Jusqu’à présent, l’emploi de cette expression a immanquablement conduit à un relèvement des taux le mois suivant.

« La politique de la BCE reste plutôt accomodante », indique encore l’institut monétaire dans son bulletin mensuel d’août, ce qui signifie qu’à ses yeux, les conditions du crédit restent favorables à la croissance économique en zone euro.

Les gardiens de la zone euro ont décidé la semaine dernière de laisser le principal taux directeur de la BCE inchangé à 4%. Depuis décembre 2005, l’institut a resserré la vis à huit reprises. De 2%, le principal taux a grimpé à 4% en juin dernier.

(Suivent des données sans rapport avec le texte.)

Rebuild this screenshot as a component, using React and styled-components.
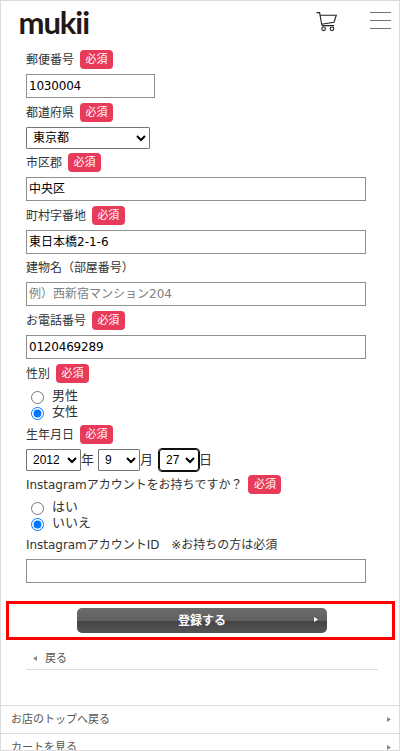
import React from 'react'
import styled, { createGlobalStyle } from 'styled-components'


const GlobalStyle = createGlobalStyle`
  * {
    box-sizing: border-box;
  }

  body {
    margin: 0;
    overflow: hidden;
    background-color: white;
    font-family: "DejaVu Sans", "Noto Sans CJK JP", sans-serif;
    font-size: 12px;
    color: #333;
  }
`;

const Page = styled.div`
  width: 400px;
  height: 751px;
  border: 1px solid #dcdcdc;
  background-color: white;
  overflow: hidden;
`;

const Header = styled.header`
  height: 49px;
  padding: 0 8px 0 17px;
  display: flex;
  align-items: flex-start;
`;

const Logo = styled.svg`
  width: 84px;
  height: 48px;
  margin-right: auto;
  overflow: visible;
`;

const CartIcon = styled.svg`
  width: 22px;
  height: 22px;
  margin: 10px 32px 0 0;
`;

const MenuButton = styled.button`
  width: 21px;
  height: 17px;
  margin-top: 11px;
  padding: 0;
  border: none;
  background: none;
  display: flex;
  flex-direction: column;
  justify-content: space-between;
`;

const MenuLine = styled.span`
  width: 100%;
  height: 1px;
  background-color: #777;
`;

const Form = styled.form`
  padding: 0 33px 0 25px;
`;

const Field = styled.div`
  height: ${props => props.$height}px;
`;

const Label = styled.div`
  height: 19px;
  margin-bottom: 5px;
  display: flex;
  align-items: flex-start;
  line-height: 21px;
  letter-spacing: -0.03px;
  white-space: pre;
`;

const Required = styled.span`
  width: 33px;
  height: 19px;
  margin-left: 6px;
  border-radius: 4px;
  background-color: #e83a59;
  color: white;
  font-size: 11px;
  line-height: 19px;
  text-align: center;
`;

const Input = styled.input`
  display: block;
  width: ${props => props.$width || 340}px;
  height: 24px;
  padding: 0 2px ${props => props.$lift || 0}px;
  border: 1px solid #8f8f8f;
  border-radius: 0;
  color: black;
  font-family: inherit;
  font-size: 12px;
  letter-spacing: ${props => props.$spacing || 0}px;

  &::placeholder {
    color: #808080;
  }
`;

const Select = styled.select`
  width: ${props => props.$width}px;
  height: 22px;
  padding: 0 0 0 2px;
  border: 1px solid ${props => (props.$active ? '#101010' : '#767676')};
  border-radius: ${props => (props.$active ? 3 : 1)}px;
  outline: ${props => (props.$active ? '1px solid #101010' : 'none')};
  background-color: white;
  color: black;
  font-family: "Liberation Sans", "Noto Sans CJK JP", sans-serif;
  font-size: 12px;
`;

const DateRow = styled.div`
  display: flex;
  align-items: center;
  font-size: 13px;
  line-height: 22px;
`;

const Unit = styled.span`
  width: ${props => props.$width || 17}px;
`;

const RadioList = styled.div`
  padding: 2px 0 0 5px;
`;

const RadioLabel = styled.label`
  height: 16px;
  display: flex;
  align-items: flex-start;
  font-size: 13px;
  line-height: 12px;
`;

const Radio = styled.input`
  width: 13px;
  height: 13px;
  margin: 1px 8px 0 0;
`;

const SubmitFrame = styled.div`
  width: 389px;
  height: 39px;
  margin-left: 5px;
  border: 3px solid #fe0000;
  display: flex;
  align-items: center;
  justify-content: center;
`;

const SubmitButton = styled.button`
  width: 250px;
  height: 25px;
  margin-left: 3px;
  padding: 0 9px 0 13px;
  border: none;
  border-radius: 5px;
  background: linear-gradient(#6b6b6b 0%, #606060 52%, #434343 53%, #565656 100%);
  color: white;
  font-family: inherit;
  font-size: 12px;
  font-weight: bold;
  line-height: 23px;
  display: flex;
  align-items: center;

  svg {
    margin-bottom: 2px;
  }
`;

const SubmitText = styled.span`
  flex: 1;
  padding-top: 2px;
  text-align: center;
`;

const Arrow = styled.svg`
  width: 4px;
  height: 5px;
  flex: none;
  fill: ${props => props.$color || '#888'};
`;

const Back = styled.a`
  height: 30px;
  margin: 0 21px 0 25px;
  padding: 0 0 5px 7px;
  border-bottom: 1px solid #dcdcdc;
  display: flex;
  align-items: flex-end;
  gap: 8px;
  color: #555;
  font-size: 11px;
  line-height: 11px;

  svg {
    margin-bottom: 3px;
  }
`;

const FooterNav = styled.nav`
  margin-top: 35px;
`;

const FooterLink = styled.a`
  height: 28px;
  padding: 0 8px 0 10px;
  border-top: 1px solid #dcdcdc;
  display: flex;
  align-items: center;
  justify-content: space-between;
  color: #555;
  font-size: 11px;
  line-height: 16px;
`;

const RightArrow = ({ color }) => (
    <Arrow $color={color} viewBox="0 0 4 5"><path d="M0 0L4 2.5L0 5Z" /></Arrow>
)

const RadioGroup = ({ name, options, selected }) => (
    <RadioList>
        {options.map(option => (
            <RadioLabel key={option}>
                <Radio type="radio" name={name} defaultChecked={option === selected} />
                {option}
            </RadioLabel>
        ))}
    </RadioList>
)

const FormField = ({ label, required, height, children }) => (
    <Field $height={height}>
        <Label>{label}{required && <Required>必須</Required>}</Label>
        {children}
    </Field>
)

const App = () => {
    return (
        <Page>
            <GlobalStyle />
            <Header>
                <Logo viewBox="0 0 84 48">
                    <text x="0.5" y="33" fontFamily="Lato, sans-serif" fontWeight="700" fontSize="31" fill="#231815" textLength="71.5" lengthAdjust="spacing">mukii</text>
                </Logo>
                <CartIcon viewBox="0 0 22 22" fill="none" stroke="#222" strokeWidth="1.1">
                    <path d="M0.5 1.6H3.6L5.6 13.2L18 11.2L20.3 4.2H4.2" />
                    <path d="M5.6 13.2L6.4 14.6H18" />
                    <circle cx="7.6" cy="17.8" r="1.8" />
                    <circle cx="16" cy="17.8" r="1.8" />
                </CartIcon>
                <MenuButton type="button">
                    <MenuLine />
                    <MenuLine />
                    <MenuLine />
                </MenuButton>
            </Header>

            <Form>
                <FormField label="郵便番号" required height={53}>
                    <Input $width={129} $spacing={-0.2} defaultValue="1030004" />
                </FormField>
                <FormField label="都道府県" required height={50}>
                    <Select $width={124}><option>東京都</option></Select>
                </FormField>
                <FormField label="市区郡" required height={53}>
                    <Input $lift={3} defaultValue="中央区" />
                </FormField>
                <FormField label="町村字番地" required height={52}>
                    <Input $lift={3} defaultValue="東日本橋2-1-6" />
                </FormField>
                <FormField label="建物名（部屋番号）" height={53}>
                    <Input placeholder="例）西新宿マンション204" />
                </FormField>
                <FormField label="お電話番号" required height={53}>
                    <Input $spacing={-0.2} defaultValue="0120469289" />
                </FormField>
                <FormField label="性別" required height={61}>
                    <RadioGroup name="gender" options={['男性', '女性']} selected="女性" />
                </FormField>
                <FormField label="生年月日" required height={50}>
                    <DateRow>
                        <Select $width={55}><option>2012</option></Select>
                        <Unit>年</Unit>
                        <Select $width={42}><option>9</option></Select>
                        <Unit $width={19}>月</Unit>
                        <Select $width={40} $active><option>27</option></Select>
                        <Unit>日</Unit>
                    </DateRow>
                </FormField>
                <FormField label="Instagramアカウントをお持ちですか？" required height={60}>
                    <RadioGroup name="instagram" options={['はい', 'いいえ']} selected="いいえ" />
                </FormField>
                <FormField label="InstagramアカウントID　※お持ちの方は必須" height={66}>
                    <Input />
                </FormField>
            </Form>

            <SubmitFrame>
                <SubmitButton type="button">
                    <SubmitText>登録する</SubmitText>
                    <RightArrow color="white" />
                </SubmitButton>
            </SubmitFrame>

            <Back>
                <Arrow viewBox="0 0 4 5"><path d="M4 0L0 2.5L4 5Z" /></Arrow>
                戻る
            </Back>

            <FooterNav>
                <FooterLink>お店のトップへ戻る<RightArrow /></FooterLink>
                <FooterLink>カートを見る<RightArrow /></FooterLink>
            </FooterNav>
        </Page>
    )
}

export default App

Parmi les facteurs à risque pesant sur les prix, l’institut monétaire cite toujours l’augmentation des prix du pétrole ainsi que des hausses de salaires plus fortes qu’attendu.

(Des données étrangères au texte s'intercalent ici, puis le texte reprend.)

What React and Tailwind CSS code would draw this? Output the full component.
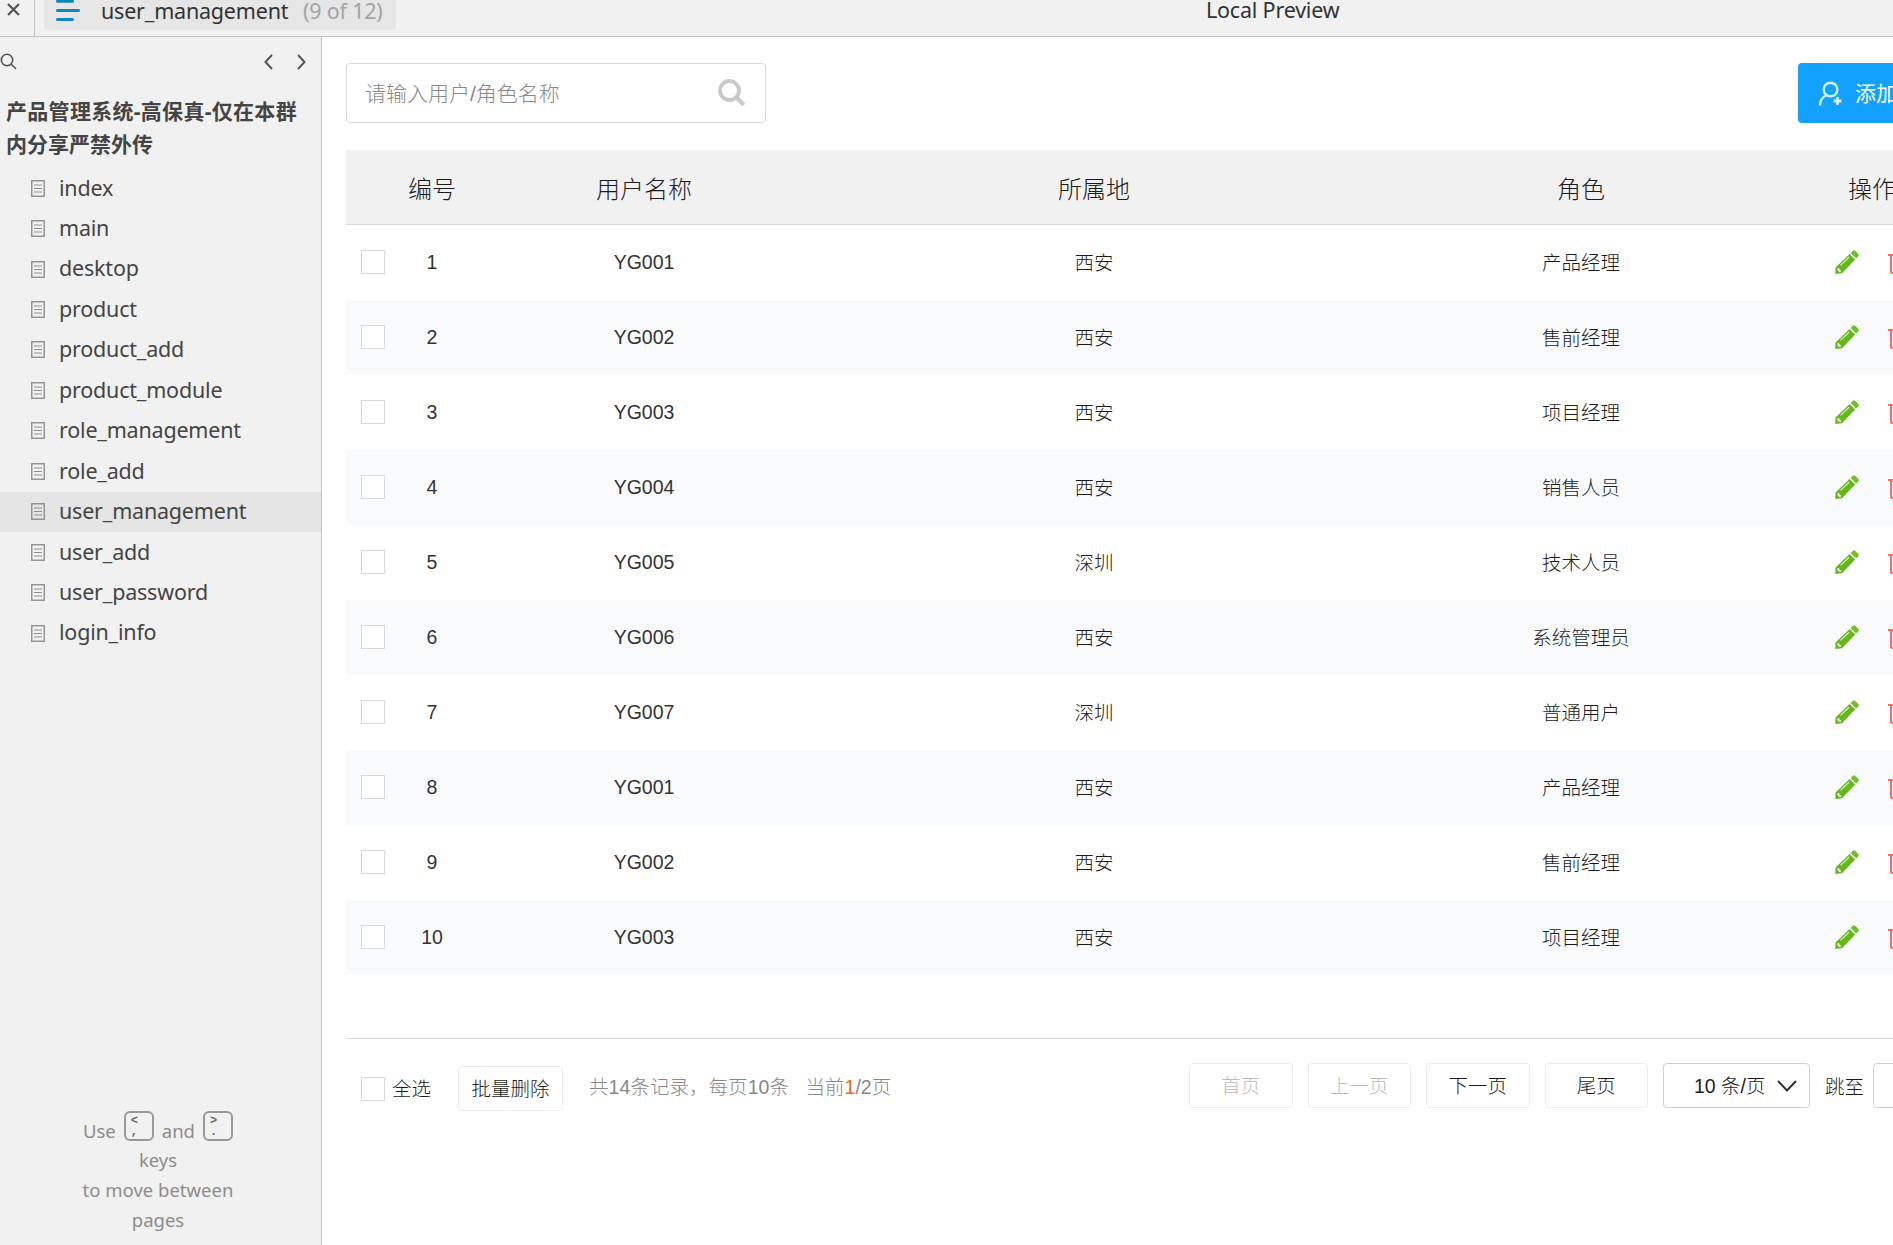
import React from "react";

const pages = [
  "index",
  "main",
  "desktop",
  "product",
  "product_add",
  "product_module",
  "role_management",
  "role_add",
  "user_management",
  "user_add",
  "user_password",
  "login_info",
];

const users = [
  { id: 1, name: "YG001", place: "西安", role: "产品经理" },
  { id: 2, name: "YG002", place: "西安", role: "售前经理" },
  { id: 3, name: "YG003", place: "西安", role: "项目经理" },
  { id: 4, name: "YG004", place: "西安", role: "销售人员" },
  { id: 5, name: "YG005", place: "深圳", role: "技术人员" },
  { id: 6, name: "YG006", place: "西安", role: "系统管理员" },
  { id: 7, name: "YG007", place: "深圳", role: "普通用户" },
  { id: 8, name: "YG001", place: "西安", role: "产品经理" },
  { id: 9, name: "YG002", place: "西安", role: "售前经理" },
  { id: 10, name: "YG003", place: "西安", role: "项目经理" },
];

const columns = "grid grid-cols-[50px_72px_352px_548px_426px_156px] items-center";

function PageIcon() {
  return (
    <svg width="14" height="17" viewBox="0 0 14 17" fill="none" stroke="#8f8f8f" className="shrink-0">
      <rect x="0.75" y="0.75" width="12.5" height="15.5" strokeWidth="1.4" />
      <path d="M3 5h8M3 8.500h8M3 12h8" strokeWidth="1.2" />
    </svg>
  );
}

function Pencil() {
  return (
    <svg width="24" height="24" viewBox="0 0 24 24" className="shrink-0">
      <path d="M17.6 1 Q19 -0.4 20.4 1 L23.2 3.8 Q24.5 5.2 23.2 6.6 L21.2 8.6 L15.6 3 Z" fill="#72bf2c" />
      <path d="M14.6 4 L20.2 9.6 L7 23.2 L0.3 24 L0.5 17.6 Z" fill="#66b81a" />
      <path d="M5.5 15.4 L14 7.3" stroke="#d9efc4" strokeWidth="1.2" />
      <path d="M2.4 18.2 L4.2 18.2 L4.6 19.8 L6.2 20.4 L5.6 22 L4.2 21.8 L2.4 20 Z" fill="#f4faee" />
    </svg>
  );
}

function Trash() {
  return (
    <svg width="21" height="24" viewBox="0 0 21 24" fill="none" stroke="#f56c6c" strokeWidth="2" className="shrink-0">
      <path d="M0 5h21M7 4.5V1.5h7v3M3 5v16.5q0 1.5 1.5 1.5h12q1.5 0 1.5-1.5V5" />
    </svg>
  );
}

function CheckBox() {
  return <span className="block size-6 shrink-0 border border-[#d9d9d9] bg-white" />;
}

function Key({ top, bottom }) {
  return (
    <span className="flex h-[30px] w-[30px] flex-col rounded-md border-2 border-[#999] pt-px pl-[5px] text-left font-['Liberation_Mono',monospace] text-[12px] font-bold text-[#666]">
      <span className="h-[12px] leading-[14px]">{top}</span>
      <span className="h-[12px] leading-[12px]">{bottom}</span>
    </span>
  );
}

function PageButton({ children, disabled }) {
  return (
    <button
      className={`h-[45px] w-[103.5px] shrink-0 rounded border border-[#ebebeb] bg-white pt-[2px] ${disabled ? "text-[#bbb]" : "text-[#1c1c1c]"}`}
    >
      {children}
    </button>
  );
}

function TopBar() {
  return (
    <header className="flex h-[37px] shrink-0 border-b border-[#c2c2c2] bg-[#f1f1f1] text-[21.5px] tracking-[-0.2px] text-[#333]">
      <div className="flex w-[35px] shrink-0 items-start border-r border-[#c2c2c2] pt-[3px] pl-[7px]">
        <svg width="13" height="13" viewBox="0 0 13 13" stroke="#555" strokeWidth="2.2">
          <path d="M1 1l11 11M12 1L1 12" />
        </svg>
      </div>
      <div className="ml-[9px] flex h-[30px] w-[352px] shrink-0 items-start rounded-b bg-[#e6e6e6] pl-[12px]">
        <svg width="24" height="22" viewBox="0 0 24 22" stroke="#0d86bf" strokeWidth="3" strokeLinecap="round" className="shrink-0">
          <path d="M1.5 1.2h15M1.5 10.5h21M1.5 19.5h15" />
        </svg>
        <span className="ml-[21px] w-[202px] leading-[21px] whitespace-nowrap">user_management</span>
        <span className="leading-[21px] whitespace-nowrap text-[#a3a3a3]">(9 of 12)</span>
      </div>
      <div className="ml-[810px] leading-[19px] whitespace-nowrap">Local Preview</div>
    </header>
  );
}

function Sidebar() {
  return (
    <aside className="flex w-[322px] shrink-0 flex-col border-r border-[#c2c2c2] bg-[#f1f1f1]">
      <div className="flex h-[49px] items-center justify-between pr-[15px]">
        <svg width="17" height="17" viewBox="0 0 17 17" fill="none" stroke="#555" strokeWidth="1.6">
          <circle cx="7" cy="7" r="5.7" />
          <path d="M11 11l5 5" />
        </svg>
        <div className="flex gap-[24px]">
          <svg width="9" height="16" viewBox="0 0 9 16" fill="none" stroke="#555" strokeWidth="2">
            <path d="M8 1L1.500 8 8 15" />
          </svg>
          <svg width="9" height="16" viewBox="0 0 9 16" fill="none" stroke="#555" strokeWidth="2">
            <path d="M1 1l6.500 7L1 15" />
          </svg>
        </div>
      </div>
      <h1 className="mt-[9px] pl-[6px] text-[21px] leading-[33px] font-bold tracking-[0.3px] whitespace-nowrap text-[#444]">
        产品管理系统-高保真-仅在本群
        <br />
        <span className="tracking-normal">内分享严禁外传</span>
      </h1>
      <ul className="mt-[7px] text-[21.5px] tracking-[-0.2px] text-[#444]">
        {pages.map((page) => (
          <li
            key={page}
            className={`flex h-[40.45px] items-center gap-[14px] pl-[31px] ${page === "user_management" ? "bg-[#e5e5e5]" : ""}`}
          >
            <PageIcon />
            <span className="pb-px">{page}</span>
          </li>
        ))}
      </ul>
      <div className="mt-auto mb-[10px] pr-[5px] text-center text-[18.5px] leading-[30px] text-[#8c8c8c]">
        <div className="flex justify-center gap-2">
          <span className="pt-[5px]">Use</span>
          <Key top="<" bottom="," />
          <span className="pt-[5px]">and</span>
          <Key top=">" bottom="." />
        </div>
        <div className="-mt-px">keys</div>
        <div>to move between</div>
        <div>pages</div>
      </div>
    </aside>
  );
}

function Toolbar() {
  return (
    <div className="flex justify-between">
      <div className="flex h-[60px] w-[420px] items-center justify-between rounded border border-[#d9d9d9] bg-white pr-[20px] pl-[18px]">
        <span className="pt-px text-[21px] text-[#888]">请输入用户/角色名称</span>
        <svg width="28" height="28" viewBox="0 0 28 28" fill="none" stroke="#c9c9c9" strokeLinecap="round">
          <circle cx="12.500" cy="11.500" r="9.500" strokeWidth="3.800" />
          <path d="M20 19l5.500 5.500" strokeWidth="4.400" />
        </svg>
      </div>
      <button className="mr-[8px] flex h-[60px] w-[144px] items-center rounded bg-[#12a1ff] pl-[20px] text-[21px] font-normal whitespace-nowrap text-white">
        <svg width="25" height="25" viewBox="0 0 25 25" fill="none" stroke="#d5f0ff" strokeWidth="2.400" className="shrink-0">
          <circle cx="12.500" cy="8.500" r="6.800" />
          <path d="M2 24.500q0-7.500 7-10.500" />
          <path d="M19.500 16v8M15.500 20h8" strokeWidth="2.800" />
        </svg>
        <span className="ml-[12px] pt-px">添加用户</span>
      </button>
    </div>
  );
}

function UserTable() {
  return (
    <div className="mt-[27px] text-[19.5px]">
      <div className={`${columns} h-[75px] border-b border-[#d9d9d9] bg-[#f1f1f1] pt-[5px] text-center text-[24px]`}>
        <span />
        <span className="whitespace-nowrap">编号</span>
        <span>用户名称</span>
        <span>所属地</span>
        <span>角色</span>
        <span>操作</span>
      </div>
      {users.map((u) => (
        <div key={u.id} className={`${columns} h-[75px] text-center ${u.id % 2 === 0 ? "bg-[#f8fafc]" : "bg-white"}`}>
          <span className="pb-[2px] pl-[15px]">
            <CheckBox />
          </span>
          <span className="text-[#333]">{u.id}</span>
          <span className="text-[#333]">{u.name}</span>
          <span className="pt-[2px]">{u.place}</span>
          <span className="pt-[2px]">{u.role}</span>
          <span className="flex justify-center gap-[29px] pb-[2px]">
            <Pencil />
            <Trash />
          </span>
        </div>
      ))}
    </div>
  );
}

function Pagination() {
  return (
    <div className="mt-[63px] flex items-start border-t border-[#d9d9d9] pt-[24px] text-[19.5px] whitespace-nowrap">
      <label className="mt-[14px] ml-[15px] flex h-6 items-center gap-[7px]">
        <CheckBox />
        <span className="pt-[2px]">全选</span>
      </label>
      <button className="mt-[3px] ml-[27px] h-[45px] w-[105px] shrink-0 rounded border border-[#ebebeb] bg-white pt-[2px]">批量删除</button>
      <span className="ml-[26px] w-[600px] shrink-0 pt-px leading-[47px] tracking-[0.05px] text-[#888]">
        共14条记录，每页10条&nbsp;&nbsp; 当前<span className="text-[#f60]">1</span>/2页
      </span>
      <div className="flex shrink-0 gap-[15px]">
        <PageButton disabled>首页</PageButton>
        <PageButton disabled>上一页</PageButton>
        <PageButton>下一页</PageButton>
        <PageButton>尾页</PageButton>
        <div className="flex h-[45px] w-[147px] shrink-0 items-center justify-between rounded border border-[#d0d0d0] bg-white pr-[12px] pl-[30px]">
          <span className="pt-[3px]">10 条/页</span>
          <svg width="20" height="12" viewBox="0 0 20 12" fill="none" stroke="#333" strokeWidth="2">
            <path d="M1 1l9 9.500L19 1" />
          </svg>
        </div>
        <span className="pt-px leading-[47px]">跳至</span>
      </div>
      <span className="ml-[9px] h-[45px] w-[60px] shrink-0 rounded border border-[#d0d0d0] bg-white" />
    </div>
  );
}

export default function App() {
  return (
    <div className="flex h-screen w-screen flex-col overflow-hidden bg-white font-['Noto_Sans','Noto_Sans_CJK_SC',sans-serif]">
      <TopBar />
      <div className="flex min-h-0 flex-1">
        <Sidebar />
        <main className="min-w-0 flex-1 overflow-hidden pt-[26px] pl-[24px] font-['Liberation_Sans','Noto_Sans_CJK_SC',sans-serif] font-light text-[#1c1c1c]">
          <div className="w-[1604px]">
            <Toolbar />
            <UserTable />
            <Pagination />
          </div>
        </main>
      </div>
    </div>
  );
}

Une nouvelle menace provient aussi des turbulences récentes enregistrées sur les marchés financiers, conséquences de la crise du marché du crédit à risques aux Etats-Unis.

Pour la BCE, cette volatilité « peut être interprétée comme une normalisation de l’appréciation des risques », comme l’avait déjà dit M. Trichet lors de son point presse.

Pour autant, les gardiens de l’euro vont observer avec « une grande attention » les développements à venir sur les marchés financiers, alors que « la possibilité de changements abrupts potentiels du climat sur les marchés financiers mondiaux » représente un risque à moyen et long terme.

La BCE a publié dans son bulletin, comme elle le fait une fois par trimestre, le résultat d’un sondage réalisé auprès d’experts européens dont elle se sert pour pour établir ses propres projections économiques trimestrielles.

Les experts ont révisé en hausse leurs prévisions d’inflation pour 2007 et 2008, à 2%, alors qu’ils tablaient auparavant sur 1,9%. Ceci est dû à l’augmentation des prix du pétrole et aux perspectives plus favorables pour la croissance.

L’inflation dépasserait ainsi l’objectif de la BCE, qui est une hausse des prix à la consommation proche mais légèrement inférieure à 2%.

En ce qui concerne la croissance en zone euro, les experts ont revu leur prévision en hausse pour 2007 à 2,7%, contre 2,5% auparavant. Pour 2008 en revanche, ils tablent toujours sur un ralentissement de la croissance du PIB à 2,3%.

La BCE table sur une inflation de 2% en 2007 et en 2008 et sur une croissance de 2,6% pour 2007 et 2,3% pour 2008, selon ses dernières prévisions publiées en juin.